» STATED TASK
Search the material below for the word "page". Copy every line that has it.

## Begin

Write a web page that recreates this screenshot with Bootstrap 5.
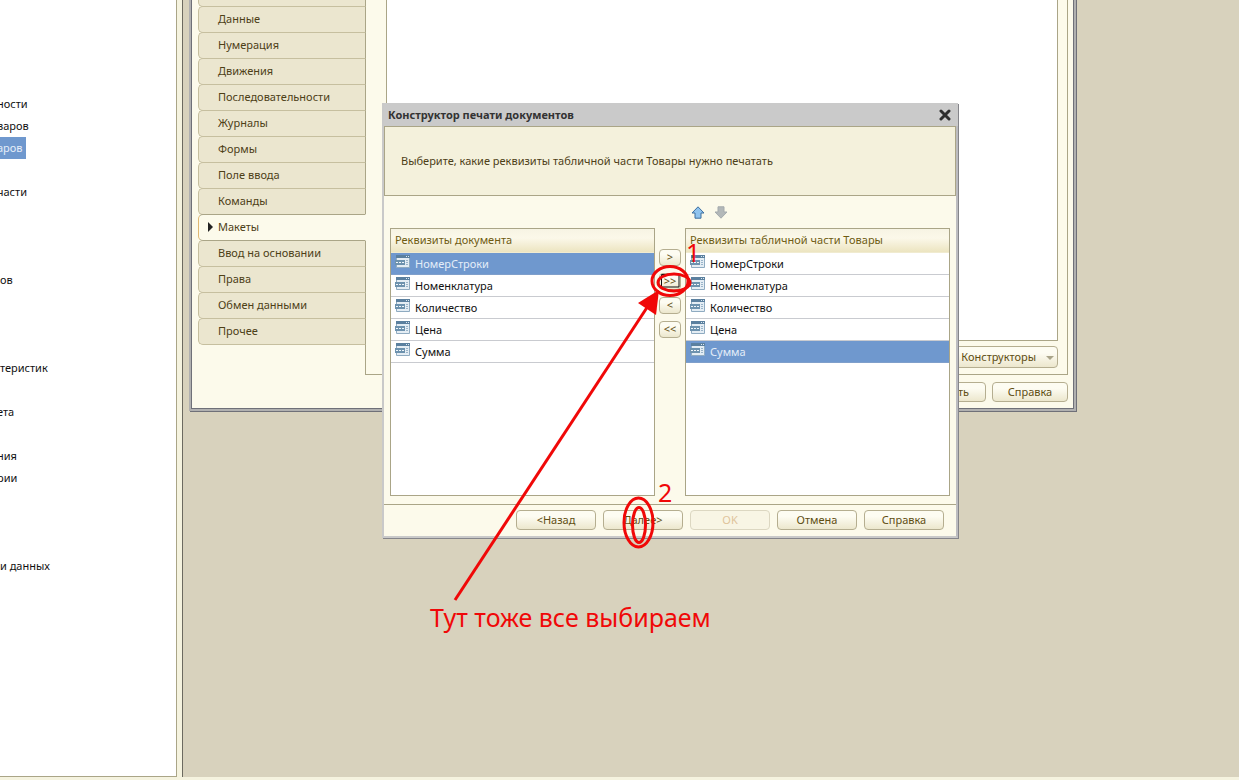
<!DOCTYPE html>
<html lang="ru">
<head>
<meta charset="utf-8">
<meta name="viewport" content="width=device-width, initial-scale=1">
<title>Конструктор печати документов</title>
<link href="https://cdn.jsdelivr.net/npm/bootstrap@5.3.0/dist/css/bootstrap.min.css" rel="stylesheet">
<style>
:root{--cream:#fcfaeb;--line:#aaa587;--ink:#4d4017;--sel:#6f98ce}
body{font-family:"Noto Sans",sans-serif;font-size:11px;line-height:16px;color:var(--ink);background:#f5f3df;padding-bottom:3px}
a{color:inherit;text-decoration:none}
.tree-pane{width:177px;border-right:1px solid var(--line);border-bottom:1px solid var(--line);background:#fff;color:#111;padding-top:93px}
.tree-pane a{display:block;width:max-content;height:22px;line-height:22px;padding-right:3px;white-space:nowrap}
.tree-pane a.outer{margin-left:-3px}
.tree-pane a.chosen{background:var(--sel);color:#e4edf8}
.desktop{background:#d8d2bd;border-left:1px solid #6c6a60;margin-left:5px}
.win{position:absolute;background:var(--cream)}
.main-win{left:6px;top:-22px;width:887px;height:433px;border:2px solid #b0b0b0;box-shadow:inset 0 0 0 1px #6f7078,1px 1px 0 #6f7078;padding:0 6px 7px 7px}
.tab-list{width:167px}
.tab-list a{display:block;height:27px;margin-bottom:-1px;line-height:24px;padding-left:19px;background:#ebe6cf;border:1px solid #c6bf9f;border-right-color:var(--line);border-radius:5px 0 0 5px;width:168px;position:relative}
.tab-list a.current{background:var(--cream);border-color:var(--line) var(--cream) var(--line) #e0b873;z-index:1}
.tab-list a.current::before{content:"";position:absolute;left:9px;top:7px;border:5px solid transparent;border-left-color:#222;border-right:0}
.tab-page{border:1px solid var(--line);padding:0 9px 6px 20px}
.tab-box{border:1px solid var(--line);background:#fff}
.btn1c{font-size:11px;line-height:16px;height:20px;padding:0 4px 1px;color:#5f4e12;border:1px solid #b5ae90;border-radius:4px;background:linear-gradient(#fdfcf2 30%,#ece7cd);white-space:nowrap}
.btn1c:disabled{color:#dfc49b;border-color:#dcd7c1;background:#f8f5e4;opacity:1}
.wide{width:76px}
.drop{height:22px;width:110px;text-align:right;padding-right:3px}
.drop-row{padding-top:5px;line-height:0}
.main-foot{gap:6px;padding-top:7px}
.caret-dn{display:inline-block;border:4px solid transparent;border-top-color:#a9a489;border-bottom:0;margin-left:7px;vertical-align:1px}
.dialog1c{left:199px;top:103px;width:576px;border:2px solid #c9c9c9;border-top:0;border-right-color:#bcbcc0;box-shadow:1px 1px 0 #85858a;z-index:3;padding-bottom:6px}
.title-bar{height:23px;background:#cacaca;color:#333;font-weight:700;padding:0 4px;margin-right:-2px}
.title-bar button{border:0;background:none;padding:0;line-height:0;margin-right:3px}
.intro{height:70px;border:1px solid var(--line);background:#f4f1dc;padding-left:16px}
.tools{height:32px;padding:10px 0 0 306px}
.tools button{border:0;background:none;padding:0;width:15px;height:13px;line-height:0}
.panels{padding:0 6px 8px}
.grid1c{flex:1 1 0;height:268px;border:1px solid var(--line);background:#fff}
.grid1c table{width:100%;border-collapse:separate;border-spacing:0}
.grid1c th{height:24px;padding:0 4px 2px;font-weight:400;color:#6f5c12;background:linear-gradient(#f7f4e4,#fbf8e9 40%,#ece4c0);border-bottom:1px solid #f0ebd0}
.grid1c td{height:22px;padding:0 4px;color:#111;border-bottom:1px solid #c9cbd0;line-height:20px}
.grid1c td svg{display:block;margin:-4px 5px 0 0}
.grid1c tr.chosen td{background:var(--sel);color:#e4edf8;border-color:#7f9fcb}
.movers{width:30px;padding:21px 4px 0;gap:7px}
.movers button{width:22px;height:17px;line-height:13px;padding:0 0 2px}
.foot{border-top:1px solid var(--line);padding:5px 12px 0 0;gap:7px}
.foot .btn1c{width:80px}
.notes{position:absolute;left:0;top:0;z-index:5;pointer-events:none}
</style>
</head>
<body class="vh-100 overflow-hidden d-flex flex-column">
<svg width="0" height="0" class="position-absolute" aria-hidden="true">
  <symbol id="attr" viewBox="0 0 15 13">
    <path d="M1.500 1H14.500V12.500H1.500Z" fill="#e4edf4" stroke="#8fabc1"/>
    <path d="M1 0H15V3H1Z" fill="#5b809f"/><path d="M11 1h1v1h-1zM13 1h1v1h-1z" fill="#dce9f3"/>
    <path d="M0 5H10V10H0Z" fill="#6d92ae"/><path d="M1 7h2v1H1zM4 7h2v1H4zM7 7h2v1H7z" fill="#f0f6fa"/>
    <path d="M11 5h2v1h-2zM11 7h2v1h-2zM11 9h2v1h-2z" fill="#9ab4c9"/>
  </symbol>
</svg>
<div class="d-flex flex-grow-1">
  <nav class="tree-pane flex-shrink-0 overflow-hidden" aria-label="Конфигурация">
    <a href="#" class="outer">ности</a><a href="#" class="outer">варов</a><a href="#" class="outer chosen">аров</a><a href="#">&nbsp;</a><a href="#" class="outer">части</a>
    <a href="#">&nbsp;</a><a href="#">&nbsp;</a><a href="#">&nbsp;</a><a href="#">ов</a><a href="#">&nbsp;</a><a href="#">&nbsp;</a><a href="#">&nbsp;</a>
    <a href="#">теристик</a><a href="#">&nbsp;</a><a href="#" class="outer">ета</a><a href="#">&nbsp;</a><a href="#" class="outer">ния</a><a href="#" class="outer">рии</a>
    <a href="#">&nbsp;</a><a href="#">&nbsp;</a><a href="#">&nbsp;</a><a href="#">и данных</a>
  </nav>
  <main class="desktop flex-grow-1 position-relative overflow-hidden">
    <section class="win main-win d-flex flex-column">
      <div class="d-flex flex-grow-1">
        <nav class="tab-list flex-shrink-0">
          <a href="#">&nbsp;</a><a href="#">Данные</a><a href="#">Нумерация</a><a href="#">Движения</a><a href="#">Последовательности</a><a href="#">Журналы</a><a href="#">Формы</a><a href="#">Поле ввода</a><a href="#">Команды</a><a href="#" class="current">Макеты</a><a href="#">Ввод на основании</a><a href="#">Права</a><a href="#">Обмен данными</a><a href="#">Прочее</a>
        </nav>
        <div class="tab-page flex-grow-1 d-flex flex-column">
          <div class="tab-box flex-grow-1"></div>
          <div class="drop-row text-end"><button class="btn1c drop" type="button">Конструкторы <span class="caret-dn"></span></button></div>
        </div>
      </div>
      <div class="main-foot d-flex justify-content-end">
        <button class="btn1c wide text-end pe-3" type="button">Закрыть</button>
        <button class="btn1c wide" type="button">Справка</button>
      </div>
    </section>

    <section class="win dialog1c" role="dialog" aria-labelledby="dlg">
      <div class="title-bar d-flex align-items-center justify-content-between">
        <span id="dlg">Конструктор печати документов</span>
        <button type="button" aria-label="Закрыть"><svg width="12" height="12" viewBox="0 0 12 12"><path d="M2 2L10 10M10 2L2 10" stroke="#2c2c2c" stroke-width="3" stroke-linecap="round"/></svg></button>
      </div>
      <div class="intro d-flex align-items-center">Выберите, какие реквизиты табличной части Товары нужно печатать</div>
      <div class="tools d-flex gap-2">
        <button type="button" aria-label="Вверх"><svg width="14" height="13" viewBox="0 0 14 13"><path d="M7 .8L13 7H10V12.200H4V7H1Z" fill="#8fc3ee" stroke="#3d6e9f" stroke-linejoin="round"/></svg></button>
        <button type="button" aria-label="Вниз"><svg width="14" height="13" viewBox="0 0 14 13"><path d="M7 12.200L13 6H10V.8H4V6H1Z" fill="#b3b8b9" stroke="#a4aaad" stroke-linejoin="round"/></svg></button>
      </div>
      <div class="panels d-flex">
        <div class="grid1c"><table>
          <thead><tr><th>Реквизиты документа</th></tr></thead>
          <tbody>
          <tr class="chosen"><td><div class="d-flex align-items-center"><svg width="15" height="13"><use href="#attr"/></svg>НомерСтроки</div></td></tr>
          <tr><td><div class="d-flex align-items-center"><svg width="15" height="13"><use href="#attr"/></svg>Номенклатура</div></td></tr>
          <tr><td><div class="d-flex align-items-center"><svg width="15" height="13"><use href="#attr"/></svg>Количество</div></td></tr>
          <tr><td><div class="d-flex align-items-center"><svg width="15" height="13"><use href="#attr"/></svg>Цена</div></td></tr>
          <tr><td><div class="d-flex align-items-center"><svg width="15" height="13"><use href="#attr"/></svg>Сумма</div></td></tr>
          </tbody></table></div>
        <div class="movers d-flex flex-column">
          <button class="btn1c" type="button">&gt;</button>
          <button class="btn1c" type="button">&gt;&gt;</button>
          <button class="btn1c" type="button">&lt;</button>
          <button class="btn1c" type="button">&lt;&lt;</button>
        </div>
        <div class="grid1c"><table>
          <thead><tr><th>Реквизиты табличной части Товары</th></tr></thead>
          <tbody>
          <tr><td><div class="d-flex align-items-center"><svg width="15" height="13"><use href="#attr"/></svg>НомерСтроки</div></td></tr>
          <tr><td><div class="d-flex align-items-center"><svg width="15" height="13"><use href="#attr"/></svg>Номенклатура</div></td></tr>
          <tr><td><div class="d-flex align-items-center"><svg width="15" height="13"><use href="#attr"/></svg>Количество</div></td></tr>
          <tr><td><div class="d-flex align-items-center"><svg width="15" height="13"><use href="#attr"/></svg>Цена</div></td></tr>
          <tr class="chosen"><td><div class="d-flex align-items-center"><svg width="15" height="13"><use href="#attr"/></svg>Сумма</div></td></tr>
          </tbody></table></div>
      </div>
      <div class="foot d-flex justify-content-end">
        <button class="btn1c" type="button">&lt;Назад</button>
        <button class="btn1c" type="button">Далее&gt;</button>
        <button class="btn1c" type="button" disabled>OK</button>
        <button class="btn1c" type="button">Отмена</button>
        <button class="btn1c" type="button">Справка</button>
      </div>
    </section>
  </main>
</div>
<svg class="notes" width="760" height="660" viewBox="0 0 760 660" fill="none" stroke="#f00808" stroke-width="3">
  <path d="M661.500 274.500H679V287H661.500Z" stroke="#111" stroke-width="1"/>
  <ellipse cx="670" cy="281" rx="18" ry="14.500"/>
  <ellipse cx="674" cy="282.500" rx="16" ry="8.500"/>
  <path d="M455 600L648 306"/>
  <path d="M659 290L656 315L638 303Z" fill="#f00808" stroke="none"/>
  <ellipse cx="638.500" cy="522.500" rx="14.500" ry="24.500"/>
  <ellipse cx="639" cy="525" rx="6.500" ry="17.500"/>
  <g fill="#f00808" stroke="none" font-family="Noto Sans, sans-serif" font-size="25">
    <text x="430" y="627">Тут тоже все выбираем</text>
    <text x="686" y="262">1</text>
    <text x="658" y="502">2</text>
  </g>
</svg>
<script src="https://cdn.jsdelivr.net/npm/bootstrap@5.3.0/dist/js/bootstrap.bundle.min.js"></script>
</body>
</html>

## End

» EXERCISE OUTPUT
Write a web page that recreates this screenshot with Bootstrap 5.
.tab-page{border:1px solid var(--line);padding:0 9px 6px 20px}
        <div class="tab-page flex-grow-1 d-flex flex-column">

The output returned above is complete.